======== RAW DATA

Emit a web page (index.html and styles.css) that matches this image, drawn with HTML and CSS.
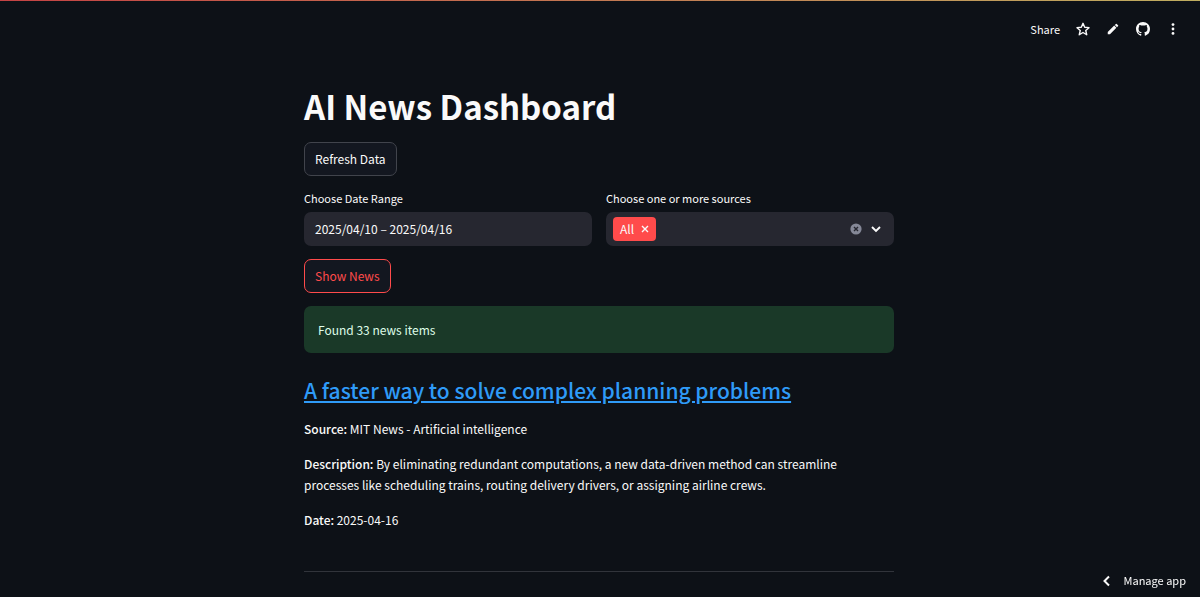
FILE: index.html
```html
<!DOCTYPE html>
<html lang="en">
<head>
<meta charset="utf-8">
<meta name="viewport" content="width=device-width, initial-scale=1">
<title>AI News Dashboard</title>
<link rel="stylesheet" href="styles.css">
</head>
<body>
<div class="decoration"></div>
<header class="toolbar">
  <button class="tool share" type="button">Share</button>
  <button class="tool" type="button" aria-label="Favorite">
    <svg width="14" height="14" viewBox="0 0 24 24" fill="none" stroke="currentColor" stroke-width="2.4" stroke-linejoin="round"><path d="M12 2.2l2.9 6.9 7.4.6-5.6 4.9 1.7 7.3-6.4-3.9-6.4 3.9 1.7-7.3-5.6-4.9 7.4-.6z"/></svg>
  </button>
  <button class="tool" type="button" aria-label="Edit">
    <svg width="14" height="14" viewBox="0 0 24 24" fill="currentColor"><path d="M3 17.2V21h3.8L17.8 9.9l-3.7-3.7zM20.7 7c.4-.4.4-1 0-1.4l-2.3-2.3a1 1 0 0 0-1.4 0l-1.9 1.8 3.8 3.8z"/></svg>
  </button>
  <button class="tool" type="button" aria-label="View source on GitHub">
    <svg width="14" height="14" viewBox="0 0 16 16" fill="currentColor"><path d="M8 0C3.58 0 0 3.58 0 8c0 3.54 2.29 6.53 5.47 7.59.4.07.55-.17.55-.38 0-.19-.01-.82-.01-1.49-2.01.37-2.53-.49-2.69-.94-.09-.23-.48-.94-.82-1.13-.28-.15-.68-.52-.01-.53.63-.01 1.08.58 1.23.82.72 1.21 1.87.87 2.33.66.07-.52.28-.87.51-1.07-1.78-.2-3.64-.89-3.64-3.95 0-.87.31-1.59.82-2.15-.08-.2-.36-1.02.08-2.12 0 0 .67-.21 2.2.82a7.6 7.6 0 0 1 4 0c1.53-1.04 2.2-.82 2.2-.82.44 1.1.16 1.92.08 2.12.51.56.82 1.27.82 2.15 0 3.07-1.87 3.75-3.65 3.95.29.25.54.73.54 1.48 0 1.07-.01 1.93-.01 2.2 0 .21.15.46.55.38A8.01 8.01 0 0 0 16 8c0-4.42-3.58-8-8-8z"/></svg>
  </button>
  <button class="tool" type="button" aria-label="Main menu">
    <svg width="14" height="14" viewBox="0 0 14 14" fill="currentColor"><circle cx="7" cy="2.6" r="1.4"/><circle cx="7" cy="7" r="1.4"/><circle cx="7" cy="11.4" r="1.4"/></svg>
  </button>
</header>
<main class="page">
  <div class="content">
    <h1 class="title">AI News Dashboard</h1>
    <button class="button" type="button">Refresh Data</button>
    <div class="filters">
      <div class="field">
        <label class="label" for="dates">Choose Date Range</label>
        <input class="control date" id="dates" type="text" value="2025/04/10 – 2025/04/16">
      </div>
      <div class="field">
        <label class="label" for="sources">Choose one or more sources</label>
        <div class="control multiselect">
          <span class="tag"><span class="name">All</span>
            <button class="icon" type="button" aria-label="Remove All">
              <svg width="8" height="8" viewBox="0 0 8 8" fill="none" stroke="currentColor" stroke-width="1.4"><path d="M1 1l6 6M7 1L1 7"/></svg>
            </button>
          </span>
          <input class="search" id="sources" type="text" role="combobox" aria-expanded="false">
          <button class="icon clear" type="button" aria-label="Clear all">
            <svg width="12" height="12" viewBox="0 0 12 12"><circle cx="6" cy="6" r="5.6" fill="#858897"/><path d="M4 4l4 4M8 4L4 8" stroke="#262730" stroke-width="1.4"/></svg>
          </button>
          <button class="icon" type="button" aria-label="Open">
            <svg width="10" height="10" viewBox="0 0 10 10" fill="none" stroke="currentColor" stroke-width="1.9"><path d="M1 3l4 4 4-4"/></svg>
          </button>
        </div>
      </div>
    </div>
    <button class="button active" type="button">Show News</button>
    <div class="alert" role="status">Found 33 news items</div>
    <article class="story">
      <h3 class="headline"><a class="link" href="#story">A faster way to solve complex planning problems</a></h3>
      <p class="text"><strong class="term">Source:</strong> MIT News - Artificial intelligence</p>
      <p class="text"><strong class="term">Description:</strong> By eliminating redundant computations, a new data-driven method can streamline processes like scheduling trains, routing delivery drivers, or assigning airline crews.</p>
      <p class="text"><strong class="term">Date:</strong> 2025-04-16</p>
    </article>
    <hr class="divider">
  </div>
</main>
<button class="manage" type="button">
  <svg width="10" height="12" viewBox="0 0 10 12" fill="none" stroke="currentColor" stroke-width="2"><path d="M7 1.5L2.5 6 7 10.5"/></svg>
  Manage app
</button>
</body>
</html>
```
FILE: styles.css
```css
* { box-sizing: border-box; }
body {
  margin: 0;
  background: #0d1117;
  color: #fafafa;
  font-family: "Noto Sans CJK SC", "Source Sans Pro", sans-serif;
  font-size: 12px;
  line-height: 21px;
}
button, input { font: inherit; color: inherit; }
button { cursor: pointer; }
svg { display: block; }
.decoration {
  height: 1px;
  background: linear-gradient(90deg, #c54344, #bfae60);
}
.toolbar {
  display: flex;
  justify-content: flex-end;
  align-items: center;
  gap: 16px;
  height: 56px;
  padding-right: 20px;
}
.tool {
  border: 0;
  padding: 0;
  background: none;
}
.share { font-size: 11px; }
.page { padding-right: 2px; }
.content {
  max-width: 590px;
  margin: 0 auto;
}
.title {
  margin: 0;
  padding: 26px 0 13px;
  font-size: 33px;
  line-height: 46px;
  font-weight: 700;
}
.button {
  display: block;
  height: 34px;
  padding: 0 10px 2px;
  border: 1px solid #41444c;
  border-radius: 7px;
  background: #131720;
}
.active {
  border-color: #ff4b4b;
  color: #ff4b4b;
}
.filters {
  display: grid;
  grid-template-columns: 1fr 1fr;
  gap: 14px;
  margin: 14px 0 13px;
}
.label {
  display: block;
  padding-bottom: 6px;
  font-size: 11px;
  line-height: 16px;
}
.control {
  width: 100%;
  height: 34px;
  border: 0;
  border-radius: 7px;
  background: #262730;
}
.date { padding: 0 11px 1px; }
.multiselect {
  display: flex;
  align-items: center;
  padding: 0 13px 0 7px;
}
.tag {
  display: flex;
  align-items: center;
  gap: 7px;
  height: 24px;
  padding: 0 7px;
  border-radius: 4px;
  background: #ff4b4b;
}
.name { padding-bottom: 2px; }
.search {
  flex: 1;
  min-width: 0;
  border: 0;
  background: none;
}
.icon {
  border: 0;
  padding: 0;
  background: none;
}
.clear { margin-right: 9px; }
.alert {
  margin-top: 13px;
  padding: 13px 14px;
  border-radius: 7px;
  background: #1a3928;
  color: #dffde9;
}
.headline {
  margin: 0;
  padding: 23px 0 14px;
  font-size: 21px;
  line-height: 28px;
  font-weight: 500;
}
.link {
  color: #2f9bf8;
  text-decoration: underline;
}
.text { margin: 0 0 14px; }
.term { font-weight: 500; }
.divider {
  margin: 41px 0 0;
  border: 0;
  border-top: 1px solid #31343b;
}
.manage {
  position: fixed;
  right: 0;
  bottom: 0;
  display: flex;
  align-items: center;
  gap: 12px;
  height: 32px;
  padding: 0 14px 1px;
  border: 0;
  background: none;
  font-size: 11px;
}
```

================

• [WRITTEN PROBLEM]
All lines that include "page" are to be gathered and copied.

• [EXERCISE SOLUTION]
Emit a web page (index.html and styles.css) that matches this image, drawn with HTML and CSS.
<main class="page">
.page { padding-right: 2px; }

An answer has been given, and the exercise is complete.